I dare say there are some for whom this theory hangs makes sense. But evidence is mounting that it’s prone to the same pitfalls as many other efforts to replace normative rules with individual choice. That is, it may work if you’re a highly educated, well-adjusted adult with plenty of social capital. But it leaves those who are impulsive, emotionally needy or otherwise vulnerable at risk of abuse.
A poll conducted last year by BBC Scotland reported that two-thirds of men under 40 have slapped, spat at, gagged or choked a partner during sex. Maybe some of the women enjoyed it, but all of them? I doubt it. Perhaps unsurprisingly, a growing chorus (mostly of young women) is complaining that for them, “kink” turned out to be less a mutually pleasurable exchange than a vector for abuse.
The question of “consent” is further complicated by the fact that normalising “alternative experiences of sexualty and expression” creates perverse social pressure not to be “vanilla”. Even Women’s Health magazine has suggested its readership try choking if blindfolds and roleplay “have veered into vanilla territory”.
And here we get to the core difficulty with trying to liberate human sexual expression from social norms: it doesn’t work.

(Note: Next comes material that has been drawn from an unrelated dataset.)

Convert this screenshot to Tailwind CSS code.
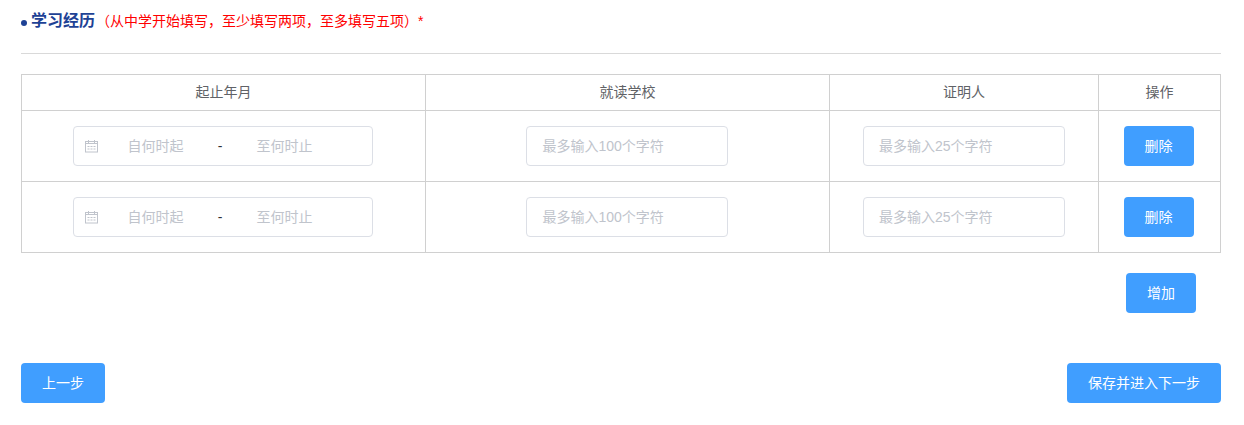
<!DOCTYPE html>
<html lang="zh-CN">
<head>
    <meta charset="UTF-8">
    <meta name="viewport" content="width=device-width, initial-scale=1.0">
    <script src="https://cdn.jsdelivr.net/npm/@tailwindcss/browser@4"></script>
    <title>学习经历</title>
</head>
<body class="bg-white font-['Liberation_Sans','Noto_Sans_CJK_SC',sans-serif] text-[14px] text-[#606266]">
    <div class="w-[1200px] ml-[21px]">
        <!-- 标题 -->
        <div class="h-[54px] border-b border-[#d9d9d9] flex items-start pt-[10px]">
            <span class="w-[6px] h-[6px] rounded-full bg-[#1e4295] mt-[10px] mr-[4px]"></span>
            <h2 class="text-[16px] leading-[22px] font-bold text-[#1e4295]">学习经历</h2>
            <span class="ml-[1px] text-[14px] leading-[22px] text-[#ff0000]">（从中学开始填写，至少填写两项，至多填写五项）*</span>
        </div>

        <!-- 表格 -->
        <table class="mt-[20px] w-[1199px] table-fixed border-collapse text-center">
            <colgroup>
                <col class="w-[404px]">
                <col class="w-[404px]">
                <col class="w-[269px]">
                <col class="w-[122px]">
            </colgroup>
            <thead>
                <tr class="h-[36px]">
                    <th class="border border-[#d0d0d0] font-normal">起止年月</th>
                    <th class="border border-[#d0d0d0] font-normal">就读学校</th>
                    <th class="border border-[#d0d0d0] font-normal">证明人</th>
                    <th class="border border-[#d0d0d0] font-normal">操作</th>
                </tr>
            </thead>
            <tbody>
                <tr class="h-[71px]">
                    <td class="border border-[#d0d0d0] pr-[2px]">
                        <div class="mx-auto w-[300px] h-[40px] border border-[#dcdfe6] rounded flex items-center pl-[11px] text-[#c0c4cc]">
                            <svg class="w-[14px] h-[14px] shrink-0" viewBox="0 0 14 14" fill="none" stroke="#c0c4cc" stroke-width="1">
                                <rect x="0.5" y="2.5" width="12" height="10.5" />
                                <path d="M3.5 1v3M9.5 1v3M0.5 4.5h12" />
                                <path d="M2.5 7.5h8M2.5 10h8" stroke-dasharray="2 1" />
                            </svg>
                            <span class="w-[119px] pr-[5px] text-center">自何时起</span>
                            <span class="w-[5px] text-center text-[#303133]">-</span>
                            <span class="w-[124px] text-center">至何时止</span>
                        </div>
                    </td>
                    <td class="border border-[#d0d0d0] pr-[2px]">
                        <div class="mx-auto w-[202px] h-[40px] border border-[#dcdfe6] rounded flex items-center pl-[16px] text-[#c0c4cc]">最多输入100个字符</div>
                    </td>
                    <td class="border border-[#d0d0d0]">
                        <div class="mx-auto w-[202px] h-[40px] border border-[#dcdfe6] rounded flex items-center px-[15px] text-[#c0c4cc]">最多输入25个字符</div>
                    </td>
                    <td class="border border-[#d0d0d0] pr-[2px]">
                        <button class="w-[70px] h-[40px] rounded bg-[#409eff] text-white">删除</button>
                    </td>
                </tr>
                <tr class="h-[71px]">
                    <td class="border border-[#d0d0d0] pr-[2px]">
                        <div class="mx-auto w-[300px] h-[40px] border border-[#dcdfe6] rounded flex items-center pl-[11px] text-[#c0c4cc]">
                            <svg class="w-[14px] h-[14px] shrink-0" viewBox="0 0 14 14" fill="none" stroke="#c0c4cc" stroke-width="1">
                                <rect x="0.5" y="2.5" width="12" height="10.5" />
                                <path d="M3.5 1v3M9.5 1v3M0.5 4.5h12" />
                                <path d="M2.5 7.5h8M2.5 10h8" stroke-dasharray="2 1" />
                            </svg>
                            <span class="w-[119px] pr-[5px] text-center">自何时起</span>
                            <span class="w-[5px] text-center text-[#303133]">-</span>
                            <span class="w-[124px] text-center">至何时止</span>
                        </div>
                    </td>
                    <td class="border border-[#d0d0d0] pr-[2px]">
                        <div class="mx-auto w-[202px] h-[40px] border border-[#dcdfe6] rounded flex items-center pl-[16px] text-[#c0c4cc]">最多输入100个字符</div>
                    </td>
                    <td class="border border-[#d0d0d0]">
                        <div class="mx-auto w-[202px] h-[40px] border border-[#dcdfe6] rounded flex items-center px-[15px] text-[#c0c4cc]">最多输入25个字符</div>
                    </td>
                    <td class="border border-[#d0d0d0] pr-[2px]">
                        <button class="w-[70px] h-[40px] rounded bg-[#409eff] text-white">删除</button>
                    </td>
                </tr>
            </tbody>
        </table>

        <!-- 增加 -->
        <div class="flex justify-end pr-[25px] mt-[20px]">
            <button class="w-[70px] h-[40px] rounded bg-[#409eff] text-white">增加</button>
        </div>

        <!-- 底部按钮 -->
        <div class="flex justify-between mt-[50px]">
            <button class="w-[84px] h-[40px] rounded bg-[#409eff] text-white">上一步</button>
            <button class="w-[154px] h-[40px] rounded bg-[#409eff] text-white">保存并进入下一步</button>
        </div>
    </div>
</body>
</html>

Young women now feel the need to say “It’s okay not to want violent sex”. The fact that it’s now cringe to have “vanilla” tastes suggests normalising “kink” has not created an open space for free, tolerant self-expression at all, but a surreal inversion of “respectability politics” in which you’ll be shamed if you aren’t depraved enough.
Worse yet, this upside-down respectability isn’t even the promised nirvana of pleasure. De Sade summed up the problem in 120 Days of Sodom (1785): “If it is the dirty element that gives pleasure to the act of lust, then the dirtier it is, the more pleasurable it is bound to be.” So what happens when “dirty” proclivities are so normalised people are OK with their kids seeing them?
The most likely outcome is they will stop feeling “naughty”. This helps to explain the aura of naffness which clings to the kind of people who like to be “open” about their “BDSM lifestyle”. But it also points to a structural problem with the idea of normalising “kink”: it is (as someone once said of Brexit) less an event than a process.
The opponents of cisheteronormativity argue that the whole point of Pride is broadening what’s acceptable in the mainstream, which in turn means rejecting “respectability politics”. As Vox puts it: “Queerness, at its core, is a rejection of that respectability.”
But if you reject respectability politics, you’re rejecting the whole structure of social stigma that surrounds forbidden practices, and as such endows them with frisson. What, then, is even the point of such practices, when the campaign to destigmatise them has rendered previously dark and thrilling scenarios as exotic and forbidden as a trip to Asda?
We may have embraced wholesale the idea that “anything goes” provided it’s “safe, sane and consensual”. But if the excitement of sexual taboos is precisely their forbidden-ness, then sooner or later someone will come for the taboo of consent itself — and especially on violating the consent of those who aren’t deemed able to consent in the first place: children and animals.
A steady tap-tap-tap on that door can be heard today. When Tom Chivers mused in these pages about why we’re disgusted by people having sex with animals recently, the ensuing brouhaha illustrates the extent to which this remains, thankfully, a no-go area; but earlier this year Joanna Bourke wrote a whole book seeking to question the taboos around bestiality.
Elsewhere, the internet is full of edgelords seeking to “complicate” the boundaries of underage sexual consent. This also extends into academia: Allyn Walker recently published a sympathetic study of non-offending paedophiles.
In other words, the “slippery slope” is not a conservative bogeyman. It’s a structural inevitability. Kink without “respectability politics” has no endpoint; or rather, its endpoint is well beyond the tolerance of even your average whips-and-chains hobbyist.
History suggests it’s not realistic to imagine sexual depravity can ever be eliminated. Humans are simply too perverse for that. But if we’re not to chase the high of sexual transgression even further into the terrain of sexual abuse, or perhaps trigger a puritanical backlash so monumental it sweeps away even moderate gains in sexual tolerance such as the acceptance of normal gay and lesbian couples, we need to reclaim ‘respectability politics’.
This should be a win all round. After all, it’s in the interests of those who enjoy transgression to restore the thrill of the forbidden. This means, in effect, a pro-pervert defence of bourgeois hypocrisy; a kind of degenerate’s Fight Club, where the first and second rules are: you don’t talk about it.
Those who are ineluctably drawn to the dark side will find their way there anyway, in due course. And those who would not otherwise be tempted are well out of it. But no one who is incapable of discretion is mentally equipped to enjoy depravity – and besides, proper enjoyment of the forbidden means something must be forbidden in the first place.